» EXERCISE MATERIAL:
..........
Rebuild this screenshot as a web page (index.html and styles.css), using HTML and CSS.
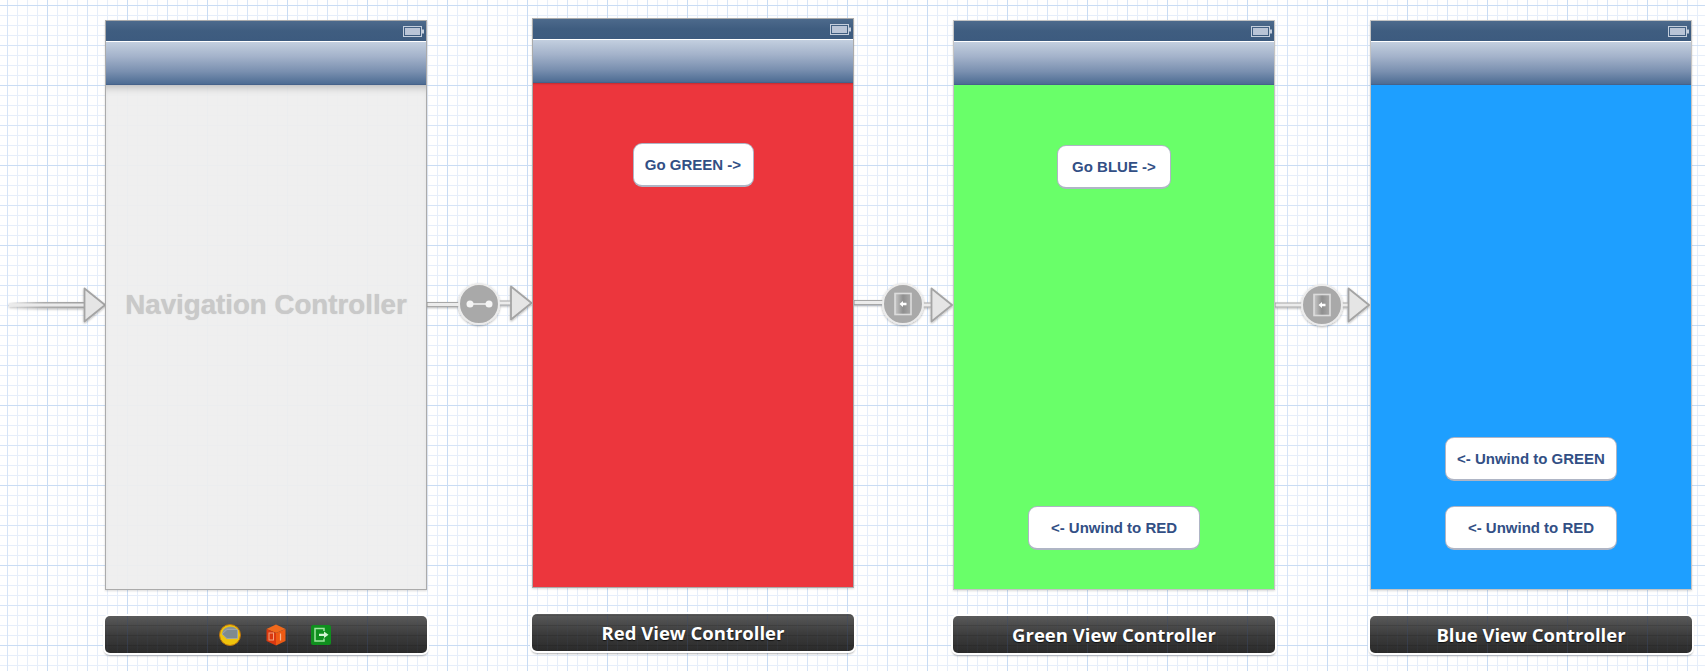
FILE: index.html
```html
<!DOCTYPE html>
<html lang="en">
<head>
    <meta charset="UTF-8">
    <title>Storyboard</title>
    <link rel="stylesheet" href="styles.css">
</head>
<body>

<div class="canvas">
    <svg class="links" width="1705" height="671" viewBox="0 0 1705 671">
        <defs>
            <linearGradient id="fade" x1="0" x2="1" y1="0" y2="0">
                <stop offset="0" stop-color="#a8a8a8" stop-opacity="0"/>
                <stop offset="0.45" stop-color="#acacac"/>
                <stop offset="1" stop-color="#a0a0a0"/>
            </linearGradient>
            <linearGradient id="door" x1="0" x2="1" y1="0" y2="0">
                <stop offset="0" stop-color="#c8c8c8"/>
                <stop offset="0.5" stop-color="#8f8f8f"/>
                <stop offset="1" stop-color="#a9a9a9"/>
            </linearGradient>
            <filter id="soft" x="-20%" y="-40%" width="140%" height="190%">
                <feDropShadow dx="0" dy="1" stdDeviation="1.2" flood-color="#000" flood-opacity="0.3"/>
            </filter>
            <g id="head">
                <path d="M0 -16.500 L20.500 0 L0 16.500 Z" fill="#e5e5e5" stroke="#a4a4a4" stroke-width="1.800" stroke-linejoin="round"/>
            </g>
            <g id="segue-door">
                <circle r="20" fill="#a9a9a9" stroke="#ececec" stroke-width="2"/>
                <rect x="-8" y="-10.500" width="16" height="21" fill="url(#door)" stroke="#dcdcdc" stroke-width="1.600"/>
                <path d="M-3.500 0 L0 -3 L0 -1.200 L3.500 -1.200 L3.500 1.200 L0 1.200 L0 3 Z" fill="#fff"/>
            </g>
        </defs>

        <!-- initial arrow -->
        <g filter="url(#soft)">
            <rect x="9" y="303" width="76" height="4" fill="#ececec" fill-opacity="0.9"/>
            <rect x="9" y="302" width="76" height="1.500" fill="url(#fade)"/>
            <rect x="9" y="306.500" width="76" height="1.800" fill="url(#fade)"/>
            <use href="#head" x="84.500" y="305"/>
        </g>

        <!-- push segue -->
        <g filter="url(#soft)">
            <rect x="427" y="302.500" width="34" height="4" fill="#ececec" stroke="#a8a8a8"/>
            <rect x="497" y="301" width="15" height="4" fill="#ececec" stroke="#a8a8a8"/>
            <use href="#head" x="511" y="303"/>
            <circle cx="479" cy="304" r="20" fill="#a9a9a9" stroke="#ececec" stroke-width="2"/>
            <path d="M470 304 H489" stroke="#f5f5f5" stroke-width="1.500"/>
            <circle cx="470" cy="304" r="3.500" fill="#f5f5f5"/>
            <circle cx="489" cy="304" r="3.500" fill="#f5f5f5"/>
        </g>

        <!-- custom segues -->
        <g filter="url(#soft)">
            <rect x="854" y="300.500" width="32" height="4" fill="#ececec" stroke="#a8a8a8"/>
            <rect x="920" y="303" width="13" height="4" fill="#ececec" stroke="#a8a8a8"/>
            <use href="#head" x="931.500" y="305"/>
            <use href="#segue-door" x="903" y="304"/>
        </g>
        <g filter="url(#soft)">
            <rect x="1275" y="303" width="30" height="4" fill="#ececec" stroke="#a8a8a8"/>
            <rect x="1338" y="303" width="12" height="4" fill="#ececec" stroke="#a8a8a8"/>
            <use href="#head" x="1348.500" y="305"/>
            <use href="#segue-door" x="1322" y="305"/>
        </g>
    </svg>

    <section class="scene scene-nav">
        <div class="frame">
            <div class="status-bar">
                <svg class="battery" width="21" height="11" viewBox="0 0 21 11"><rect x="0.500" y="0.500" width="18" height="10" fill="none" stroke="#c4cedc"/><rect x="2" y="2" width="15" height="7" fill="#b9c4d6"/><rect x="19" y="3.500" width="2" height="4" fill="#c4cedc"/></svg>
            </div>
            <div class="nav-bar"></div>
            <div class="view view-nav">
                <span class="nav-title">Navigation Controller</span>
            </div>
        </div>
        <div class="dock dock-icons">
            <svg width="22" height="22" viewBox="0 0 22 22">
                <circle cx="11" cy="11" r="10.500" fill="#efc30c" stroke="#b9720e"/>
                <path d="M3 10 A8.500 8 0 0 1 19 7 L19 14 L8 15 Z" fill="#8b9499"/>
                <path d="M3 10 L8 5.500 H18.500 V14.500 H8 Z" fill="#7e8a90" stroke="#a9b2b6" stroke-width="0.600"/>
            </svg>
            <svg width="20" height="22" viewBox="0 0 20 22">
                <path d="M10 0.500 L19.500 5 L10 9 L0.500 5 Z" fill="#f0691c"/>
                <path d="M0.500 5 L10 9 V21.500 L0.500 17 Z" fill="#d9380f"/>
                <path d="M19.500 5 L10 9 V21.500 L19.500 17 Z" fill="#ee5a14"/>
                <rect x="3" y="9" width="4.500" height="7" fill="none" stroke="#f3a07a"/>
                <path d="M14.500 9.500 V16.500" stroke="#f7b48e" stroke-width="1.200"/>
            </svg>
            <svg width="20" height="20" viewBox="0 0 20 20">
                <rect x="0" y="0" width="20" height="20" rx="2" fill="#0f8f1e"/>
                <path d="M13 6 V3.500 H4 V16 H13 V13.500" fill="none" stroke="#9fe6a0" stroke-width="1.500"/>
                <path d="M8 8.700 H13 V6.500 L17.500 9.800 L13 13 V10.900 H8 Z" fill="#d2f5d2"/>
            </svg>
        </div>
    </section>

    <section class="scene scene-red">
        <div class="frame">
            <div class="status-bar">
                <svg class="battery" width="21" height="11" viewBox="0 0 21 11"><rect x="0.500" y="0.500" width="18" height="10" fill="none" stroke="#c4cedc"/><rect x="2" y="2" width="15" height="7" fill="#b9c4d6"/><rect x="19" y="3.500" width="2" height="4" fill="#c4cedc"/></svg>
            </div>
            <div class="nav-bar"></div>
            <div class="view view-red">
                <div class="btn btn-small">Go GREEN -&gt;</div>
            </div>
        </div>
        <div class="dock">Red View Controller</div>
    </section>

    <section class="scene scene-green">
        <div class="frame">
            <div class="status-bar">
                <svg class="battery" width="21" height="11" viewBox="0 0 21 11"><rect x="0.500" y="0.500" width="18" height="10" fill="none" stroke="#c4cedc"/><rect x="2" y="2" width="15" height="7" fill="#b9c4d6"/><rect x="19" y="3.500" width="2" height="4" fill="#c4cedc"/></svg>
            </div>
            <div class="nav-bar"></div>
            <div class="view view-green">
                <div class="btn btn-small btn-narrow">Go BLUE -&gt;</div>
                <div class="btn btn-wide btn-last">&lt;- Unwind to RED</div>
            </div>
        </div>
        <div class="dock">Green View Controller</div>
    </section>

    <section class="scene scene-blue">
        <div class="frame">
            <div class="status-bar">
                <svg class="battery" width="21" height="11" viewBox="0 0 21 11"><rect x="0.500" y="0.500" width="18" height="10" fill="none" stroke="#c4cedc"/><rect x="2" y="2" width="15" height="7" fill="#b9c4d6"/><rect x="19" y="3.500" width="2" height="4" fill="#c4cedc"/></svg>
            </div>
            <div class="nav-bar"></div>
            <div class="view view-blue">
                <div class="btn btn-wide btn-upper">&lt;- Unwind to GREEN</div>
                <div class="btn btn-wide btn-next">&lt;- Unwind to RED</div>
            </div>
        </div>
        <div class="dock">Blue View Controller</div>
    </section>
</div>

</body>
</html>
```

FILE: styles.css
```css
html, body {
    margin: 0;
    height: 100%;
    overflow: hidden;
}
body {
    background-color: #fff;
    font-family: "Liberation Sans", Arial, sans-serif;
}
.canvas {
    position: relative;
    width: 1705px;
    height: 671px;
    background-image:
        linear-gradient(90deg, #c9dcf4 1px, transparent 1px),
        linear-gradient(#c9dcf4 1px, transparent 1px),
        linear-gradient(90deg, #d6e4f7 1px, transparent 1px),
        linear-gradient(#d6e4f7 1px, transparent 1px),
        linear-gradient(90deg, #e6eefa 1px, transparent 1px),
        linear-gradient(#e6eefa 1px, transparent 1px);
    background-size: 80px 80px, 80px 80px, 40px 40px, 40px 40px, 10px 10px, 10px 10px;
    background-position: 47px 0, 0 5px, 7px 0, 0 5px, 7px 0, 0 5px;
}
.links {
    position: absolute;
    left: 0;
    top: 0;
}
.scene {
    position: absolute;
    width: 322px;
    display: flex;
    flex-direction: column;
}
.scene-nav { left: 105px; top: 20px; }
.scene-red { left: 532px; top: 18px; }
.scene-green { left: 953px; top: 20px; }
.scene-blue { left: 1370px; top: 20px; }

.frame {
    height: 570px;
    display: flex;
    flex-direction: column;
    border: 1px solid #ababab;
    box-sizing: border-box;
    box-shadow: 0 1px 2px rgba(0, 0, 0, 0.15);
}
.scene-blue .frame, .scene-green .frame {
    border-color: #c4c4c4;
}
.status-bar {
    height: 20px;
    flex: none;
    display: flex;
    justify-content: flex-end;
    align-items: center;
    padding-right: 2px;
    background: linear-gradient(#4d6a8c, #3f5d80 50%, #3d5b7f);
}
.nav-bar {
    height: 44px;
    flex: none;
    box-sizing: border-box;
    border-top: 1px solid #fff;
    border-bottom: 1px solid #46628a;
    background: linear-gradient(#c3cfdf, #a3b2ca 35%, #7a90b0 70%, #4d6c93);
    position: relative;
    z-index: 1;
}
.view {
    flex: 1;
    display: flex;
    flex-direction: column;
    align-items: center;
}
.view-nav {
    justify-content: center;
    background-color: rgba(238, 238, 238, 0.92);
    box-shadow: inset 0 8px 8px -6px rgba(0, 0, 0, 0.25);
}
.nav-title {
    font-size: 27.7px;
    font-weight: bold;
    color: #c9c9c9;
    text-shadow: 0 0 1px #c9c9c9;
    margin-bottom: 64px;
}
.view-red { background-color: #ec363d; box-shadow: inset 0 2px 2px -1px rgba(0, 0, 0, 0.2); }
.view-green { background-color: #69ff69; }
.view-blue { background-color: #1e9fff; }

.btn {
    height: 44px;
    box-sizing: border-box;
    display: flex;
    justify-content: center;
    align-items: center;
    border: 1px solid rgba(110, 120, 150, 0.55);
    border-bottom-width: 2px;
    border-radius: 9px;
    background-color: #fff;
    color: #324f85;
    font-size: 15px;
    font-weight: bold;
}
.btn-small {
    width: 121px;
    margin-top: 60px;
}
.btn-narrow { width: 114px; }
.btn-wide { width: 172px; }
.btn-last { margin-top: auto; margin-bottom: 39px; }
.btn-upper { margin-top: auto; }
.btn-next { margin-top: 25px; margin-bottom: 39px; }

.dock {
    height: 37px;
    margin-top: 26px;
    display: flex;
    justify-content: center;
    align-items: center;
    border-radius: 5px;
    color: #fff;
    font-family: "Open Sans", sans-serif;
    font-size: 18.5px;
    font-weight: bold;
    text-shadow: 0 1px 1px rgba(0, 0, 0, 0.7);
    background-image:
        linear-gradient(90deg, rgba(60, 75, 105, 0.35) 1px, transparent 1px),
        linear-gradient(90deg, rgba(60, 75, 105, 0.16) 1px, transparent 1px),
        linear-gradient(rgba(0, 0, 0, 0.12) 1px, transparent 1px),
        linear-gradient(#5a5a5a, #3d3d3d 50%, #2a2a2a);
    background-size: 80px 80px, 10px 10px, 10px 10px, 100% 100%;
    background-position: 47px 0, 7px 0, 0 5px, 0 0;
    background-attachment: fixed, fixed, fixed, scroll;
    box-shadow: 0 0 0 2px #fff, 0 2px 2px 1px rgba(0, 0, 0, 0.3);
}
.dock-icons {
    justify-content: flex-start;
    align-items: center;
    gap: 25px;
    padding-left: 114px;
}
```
..........
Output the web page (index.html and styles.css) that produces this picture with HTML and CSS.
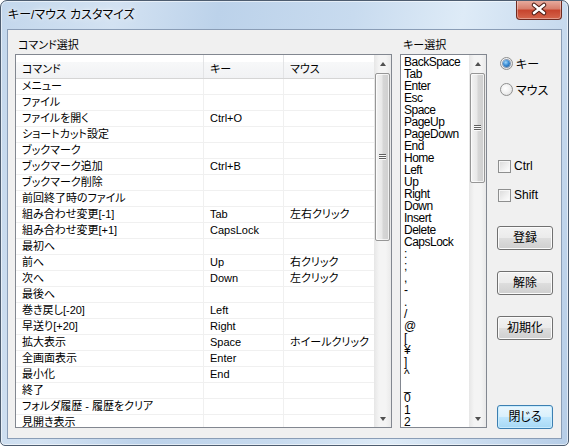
..........
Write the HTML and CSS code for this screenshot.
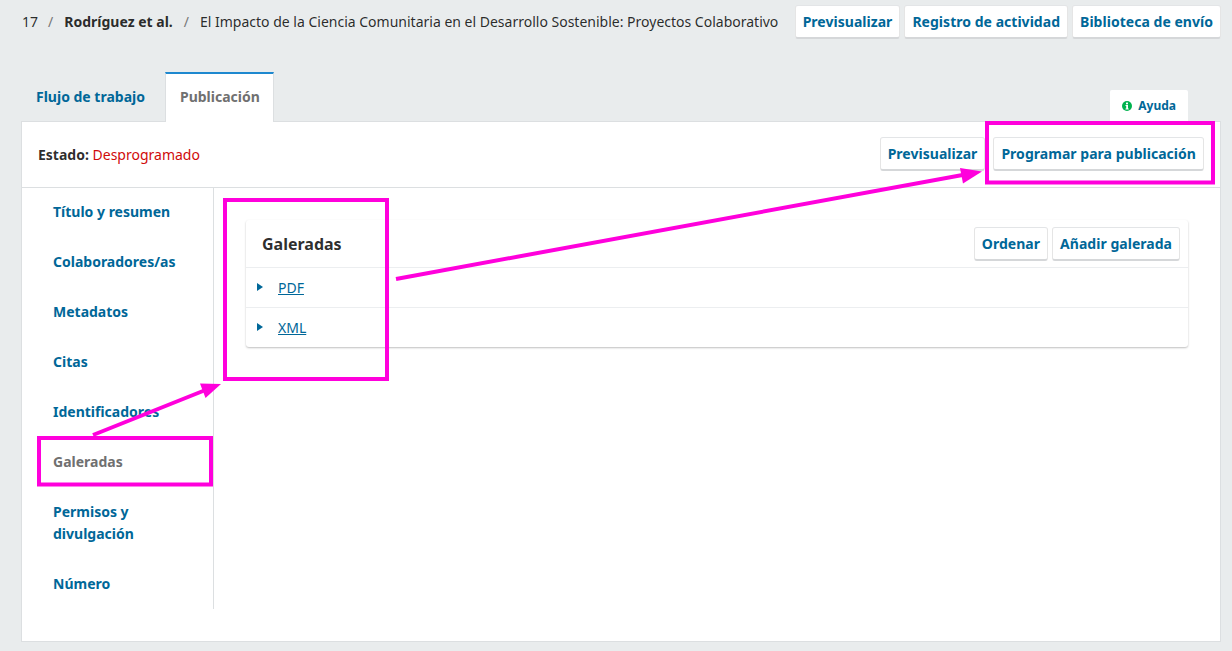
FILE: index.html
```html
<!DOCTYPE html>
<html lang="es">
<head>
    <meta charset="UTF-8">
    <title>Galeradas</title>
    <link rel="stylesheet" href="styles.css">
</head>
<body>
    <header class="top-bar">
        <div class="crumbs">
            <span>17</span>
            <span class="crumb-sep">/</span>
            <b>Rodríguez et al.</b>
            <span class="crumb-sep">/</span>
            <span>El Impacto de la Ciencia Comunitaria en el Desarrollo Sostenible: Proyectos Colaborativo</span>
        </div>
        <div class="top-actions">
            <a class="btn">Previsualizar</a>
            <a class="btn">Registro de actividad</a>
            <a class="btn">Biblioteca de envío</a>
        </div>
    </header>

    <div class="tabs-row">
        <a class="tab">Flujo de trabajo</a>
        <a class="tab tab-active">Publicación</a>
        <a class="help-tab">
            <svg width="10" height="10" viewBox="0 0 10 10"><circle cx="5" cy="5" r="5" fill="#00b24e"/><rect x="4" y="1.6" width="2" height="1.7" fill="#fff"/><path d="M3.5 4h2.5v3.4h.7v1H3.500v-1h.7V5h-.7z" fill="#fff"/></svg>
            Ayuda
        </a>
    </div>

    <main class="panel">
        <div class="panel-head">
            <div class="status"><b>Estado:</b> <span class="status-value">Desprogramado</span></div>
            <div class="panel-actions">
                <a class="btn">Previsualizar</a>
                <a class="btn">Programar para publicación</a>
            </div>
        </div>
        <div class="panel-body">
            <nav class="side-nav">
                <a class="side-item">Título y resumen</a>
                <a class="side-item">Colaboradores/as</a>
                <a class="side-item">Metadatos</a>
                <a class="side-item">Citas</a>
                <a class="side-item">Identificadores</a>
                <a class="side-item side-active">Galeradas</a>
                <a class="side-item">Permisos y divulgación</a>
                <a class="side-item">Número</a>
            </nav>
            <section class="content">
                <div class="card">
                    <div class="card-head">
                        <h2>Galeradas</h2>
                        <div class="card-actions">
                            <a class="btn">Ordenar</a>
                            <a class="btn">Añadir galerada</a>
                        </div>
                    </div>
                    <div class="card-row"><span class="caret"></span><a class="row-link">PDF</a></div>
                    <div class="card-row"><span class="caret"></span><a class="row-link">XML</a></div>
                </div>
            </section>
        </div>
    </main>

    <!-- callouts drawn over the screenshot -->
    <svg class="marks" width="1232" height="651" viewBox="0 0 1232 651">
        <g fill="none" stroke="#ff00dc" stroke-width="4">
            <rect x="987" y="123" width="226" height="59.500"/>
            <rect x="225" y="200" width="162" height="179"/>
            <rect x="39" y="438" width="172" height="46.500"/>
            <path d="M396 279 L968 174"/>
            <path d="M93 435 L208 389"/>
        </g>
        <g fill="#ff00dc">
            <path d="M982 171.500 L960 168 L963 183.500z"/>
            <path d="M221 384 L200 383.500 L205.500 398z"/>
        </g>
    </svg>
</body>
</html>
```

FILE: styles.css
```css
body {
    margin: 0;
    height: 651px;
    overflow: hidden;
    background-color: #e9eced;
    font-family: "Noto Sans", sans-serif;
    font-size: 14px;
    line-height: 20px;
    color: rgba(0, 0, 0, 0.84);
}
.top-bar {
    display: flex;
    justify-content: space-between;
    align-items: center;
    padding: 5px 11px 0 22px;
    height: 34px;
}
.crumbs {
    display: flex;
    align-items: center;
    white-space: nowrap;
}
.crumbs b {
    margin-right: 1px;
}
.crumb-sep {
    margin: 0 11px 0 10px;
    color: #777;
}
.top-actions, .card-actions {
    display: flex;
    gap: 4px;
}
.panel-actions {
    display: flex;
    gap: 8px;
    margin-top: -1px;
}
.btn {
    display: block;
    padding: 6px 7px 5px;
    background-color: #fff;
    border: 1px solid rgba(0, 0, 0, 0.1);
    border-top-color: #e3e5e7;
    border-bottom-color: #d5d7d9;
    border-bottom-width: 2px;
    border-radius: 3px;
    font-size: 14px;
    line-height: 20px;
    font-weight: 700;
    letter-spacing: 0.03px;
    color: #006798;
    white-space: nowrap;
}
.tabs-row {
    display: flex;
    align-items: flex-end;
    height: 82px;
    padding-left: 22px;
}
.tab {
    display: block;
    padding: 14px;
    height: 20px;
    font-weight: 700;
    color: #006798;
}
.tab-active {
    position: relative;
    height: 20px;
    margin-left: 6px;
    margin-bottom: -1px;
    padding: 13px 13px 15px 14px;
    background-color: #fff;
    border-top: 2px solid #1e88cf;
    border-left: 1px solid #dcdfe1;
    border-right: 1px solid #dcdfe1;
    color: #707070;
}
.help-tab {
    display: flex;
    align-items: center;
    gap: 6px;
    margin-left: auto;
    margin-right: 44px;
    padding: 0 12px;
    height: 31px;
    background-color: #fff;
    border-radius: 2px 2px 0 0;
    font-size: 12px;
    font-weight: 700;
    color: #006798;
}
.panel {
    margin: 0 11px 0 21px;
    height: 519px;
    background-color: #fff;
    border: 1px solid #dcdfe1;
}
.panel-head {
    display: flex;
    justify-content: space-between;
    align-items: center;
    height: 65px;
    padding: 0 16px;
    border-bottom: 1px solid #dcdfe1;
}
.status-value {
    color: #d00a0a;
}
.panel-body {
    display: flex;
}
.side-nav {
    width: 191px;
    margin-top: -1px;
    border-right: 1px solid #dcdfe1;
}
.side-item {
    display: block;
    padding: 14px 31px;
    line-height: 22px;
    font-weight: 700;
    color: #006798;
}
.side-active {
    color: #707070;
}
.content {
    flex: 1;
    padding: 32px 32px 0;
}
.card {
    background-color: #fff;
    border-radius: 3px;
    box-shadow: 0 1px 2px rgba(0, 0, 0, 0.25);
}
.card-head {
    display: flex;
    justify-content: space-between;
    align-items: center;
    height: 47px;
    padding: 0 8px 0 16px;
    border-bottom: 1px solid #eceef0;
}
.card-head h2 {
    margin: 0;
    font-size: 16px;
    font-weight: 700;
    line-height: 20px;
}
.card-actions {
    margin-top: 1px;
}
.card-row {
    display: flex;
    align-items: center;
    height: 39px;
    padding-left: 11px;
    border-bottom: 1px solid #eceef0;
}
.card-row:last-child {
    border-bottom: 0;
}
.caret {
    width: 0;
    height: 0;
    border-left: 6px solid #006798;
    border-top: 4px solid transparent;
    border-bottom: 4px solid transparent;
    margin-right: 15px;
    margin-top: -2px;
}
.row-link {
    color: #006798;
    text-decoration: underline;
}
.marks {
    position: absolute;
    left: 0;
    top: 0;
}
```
..........
Go through the records and copy each line with "this" in it.

» WRITTEN SOLUTION:
Rebuild this screenshot as a web page (index.html and styles.css), using HTML and CSS.
Output the web page (index.html and styles.css) that produces this picture with HTML and CSS.
Write the HTML and CSS code for this screenshot.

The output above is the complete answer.